Weekly bits of interest - 29 September 2015

Some recent developments and articles of interest:

  • Tina Rosenberg takes a look at the use of 'problem-based procurement' by local governments seeking new solutions

  • Tim Kastelle notes that innovation is how we adapt to change. "Change fatigue kills the rate of change inside. Lots of people are tired of change – particularly change that they feel is being thrust upon them. We need to find ways to give people enough autonomy that they participate in our new explorations, and help build productive change."

  • What does digital disruption mean for the public sector?
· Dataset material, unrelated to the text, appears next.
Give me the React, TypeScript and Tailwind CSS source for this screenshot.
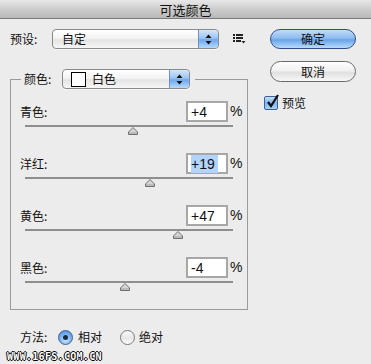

Kim Williams shares some thoughts. "We all need to understand that those who ignore the essential elements of these forces of change are destined to fail. Confronting these potent forces which demand reconfiguration in society, is not easy. Relevant responses with fresh approaches are essential in driving sustainable connected futures. The impact in the public and private sector are equally massive but in the public sector, notwithstanding the amazing tools at its disposition the aim to be relevant and connected needs much work."

  • Ian Hanna writes of the merits of iterative policy development. "Which leads us to the virtues of iteration. Instead of solving the entire problem, we should always bite off a smaller chunk and see what works. Which chunk? Talk to people and find out what annoys them the most. Instead of waiting endlessly for complete understanding of all the data, try something small and see what happens."

  • Anette Væring provides a journey map of MindLab as a means of sharing insights with other practitioners. "With the support of Design for Europe, Mindlab designed a tool that would also help others reflect on their own key milestones and decision-making points when navigating through the challenges of embedding design within public administrations and citizen led services."